— Data extract —
========================================

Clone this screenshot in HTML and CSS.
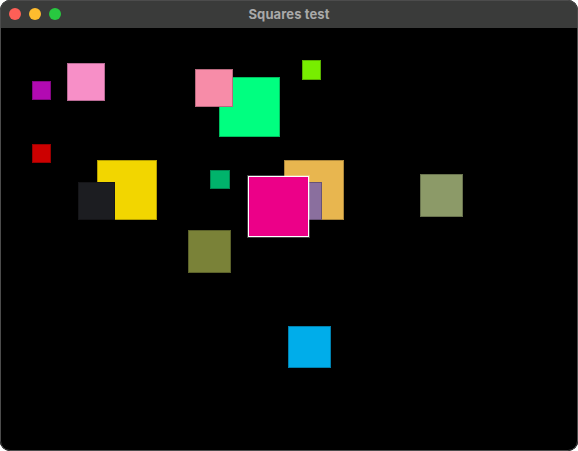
FILE: index.html
```html
<!DOCTYPE html>
<html>
<head>
<meta charset="utf-8">
<title>Squares test</title>
<link rel="stylesheet" href="styles.css">
</head>
<body>
<div class="window">
  <div class="titlebar">
    <div class="lights">
      <span class="light red"></span>
      <span class="light yellow"></span>
      <span class="light green"></span>
    </div>
    <div class="title">Squares test</div>
  </div>
  <div class="canvas">
    <div class="sq" style="left:32px;top:53px;width:19px;height:19px;background:#b20ab2"></div>
    <div class="sq" style="left:67px;top:35px;width:38px;height:38px;background:#f78fc7"></div>
    <div class="sq" style="left:32px;top:116px;width:19px;height:19px;background:#cc0000"></div>
    <div class="sq" style="left:97px;top:132px;width:60px;height:60px;background:#f2d600"></div>
    <div class="sq" style="left:78px;top:154px;width:37px;height:38px;background:#1c1d21"></div>
    <div class="sq" style="left:219px;top:49px;width:61px;height:60px;background:#00ff80"></div>
    <div class="sq" style="left:195px;top:41px;width:38px;height:38px;background:#f78ca8"></div>
    <div class="sq" style="left:302px;top:32px;width:19px;height:20px;background:#77ee00"></div>
    <div class="sq" style="left:210px;top:142px;width:20px;height:19px;background:#00b36b"></div>
    <div class="sq" style="left:188px;top:202px;width:43px;height:43px;background:#7a8238"></div>
    <div class="sq" style="left:284px;top:132px;width:60px;height:60px;background:#e8b64f"></div>
    <div class="sq" style="left:284px;top:154px;width:38px;height:38px;background:#8a6f9e"></div>
    <div class="sq sel" style="left:248px;top:148px;width:61px;height:61px;background:#ec0088"></div>
    <div class="sq" style="left:420px;top:146px;width:43px;height:43px;background:#8c9a68"></div>
    <div class="sq" style="left:288px;top:298px;width:43px;height:42px;background:#00adea"></div>
  </div>
</div>
</body>
</html>
```

FILE: styles.css
```css
html, body {
  margin: 0;
  padding: 0;
  background: #ffffff;
}

.window {
  position: relative;
  width: 578px;
  height: 451px;
  border-radius: 10px;
  overflow: hidden;
  background: #000;
  display: flex;
  flex-direction: column;
}

.window::after {
  content: "";
  position: absolute;
  inset: 0;
  border: 1px solid #4c4c4c;
  border-radius: 10px;
  pointer-events: none;
}

.titlebar {
  position: relative;
  height: 28px;
  flex: 0 0 28px;
  background: #3a3b3a;
  display: flex;
  align-items: center;
  justify-content: center;
}

.lights {
  position: absolute;
  left: 9px;
  top: 8px;
  display: flex;
  gap: 8px;
}

.light {
  width: 12px;
  height: 12px;
  border-radius: 50%;
  display: block;
}

.light.red { background: #fe5f57; }
.light.yellow { background: #febc2e; }
.light.green { background: #28c840; }

.title {
  font-family: "Inter", "Liberation Sans", sans-serif;
  font-weight: 700;
  font-size: 13px;
  color: #a9a9a9;
  letter-spacing: 0.1px;
}

.canvas {
  position: relative;
  flex: 1;
  background: #000;
}

.sq {
  position: absolute;
  box-sizing: border-box;
  border: 1px solid rgba(0, 0, 0, 0.25);
}

.sq.sel {
  border: 1px solid #ffffff;
  box-shadow: 0 0 0 1px rgba(255, 255, 255, 0.25);
}
```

========================================

— Task to complete —
All the lines above are to be given again exactly as they read, with the pictures removed.

— Worked solution —
Clone this screenshot in HTML and CSS.
FILE: index.html
```html
<!DOCTYPE html>
<html>
<head>
<meta charset="utf-8">
<title>Squares test</title>
<link rel="stylesheet" href="styles.css">
</head>
<body>
<div class="window">
  <div class="titlebar">
    <div class="lights">
      <span class="light red"></span>
      <span class="light yellow"></span>
      <span class="light green"></span>
    </div>
    <div class="title">Squares test</div>
  </div>
  <div class="canvas">
    <div class="sq" style="left:32px;top:53px;width:19px;height:19px;background:#b20ab2"></div>
    <div class="sq" style="left:67px;top:35px;width:38px;height:38px;background:#f78fc7"></div>
    <div class="sq" style="left:32px;top:116px;width:19px;height:19px;background:#cc0000"></div>
    <div class="sq" style="left:97px;top:132px;width:60px;height:60px;background:#f2d600"></div>
    <div class="sq" style="left:78px;top:154px;width:37px;height:38px;background:#1c1d21"></div>
    <div class="sq" style="left:219px;top:49px;width:61px;height:60px;background:#00ff80"></div>
    <div class="sq" style="left:195px;top:41px;width:38px;height:38px;background:#f78ca8"></div>
    <div class="sq" style="left:302px;top:32px;width:19px;height:20px;background:#77ee00"></div>
    <div class="sq" style="left:210px;top:142px;width:20px;height:19px;background:#00b36b"></div>
    <div class="sq" style="left:188px;top:202px;width:43px;height:43px;background:#7a8238"></div>
    <div class="sq" style="left:284px;top:132px;width:60px;height:60px;background:#e8b64f"></div>
    <div class="sq" style="left:284px;top:154px;width:38px;height:38px;background:#8a6f9e"></div>
    <div class="sq sel" style="left:248px;top:148px;width:61px;height:61px;background:#ec0088"></div>
    <div class="sq" style="left:420px;top:146px;width:43px;height:43px;background:#8c9a68"></div>
    <div class="sq" style="left:288px;top:298px;width:43px;height:42px;background:#00adea"></div>
  </div>
</div>
</body>
</html>
```

FILE: styles.css
```css
html, body {
  margin: 0;
  padding: 0;
  background: #ffffff;
}

.window {
  position: relative;
  width: 578px;
  height: 451px;
  border-radius: 10px;
  overflow: hidden;
  background: #000;
  display: flex;
  flex-direction: column;
}

.window::after {
  content: "";
  position: absolute;
  inset: 0;
  border: 1px solid #4c4c4c;
  border-radius: 10px;
  pointer-events: none;
}

.titlebar {
  position: relative;
  height: 28px;
  flex: 0 0 28px;
  background: #3a3b3a;
  display: flex;
  align-items: center;
  justify-content: center;
}

.lights {
  position: absolute;
  left: 9px;
  top: 8px;
  display: flex;
  gap: 8px;
}

.light {
  width: 12px;
  height: 12px;
  border-radius: 50%;
  display: block;
}

.light.red { background: #fe5f57; }
.light.yellow { background: #febc2e; }
.light.green { background: #28c840; }

.title {
  font-family: "Inter", "Liberation Sans", sans-serif;
  font-weight: 700;
  font-size: 13px;
  color: #a9a9a9;
  letter-spacing: 0.1px;
}

.canvas {
  position: relative;
  flex: 1;
  background: #000;
}

.sq {
  position: absolute;
  box-sizing: border-box;
  border: 1px solid rgba(0, 0, 0, 0.25);
}

.sq.sel {
  border: 1px solid #ffffff;
  box-shadow: 0 0 0 1px rgba(255, 255, 255, 0.25);
}
```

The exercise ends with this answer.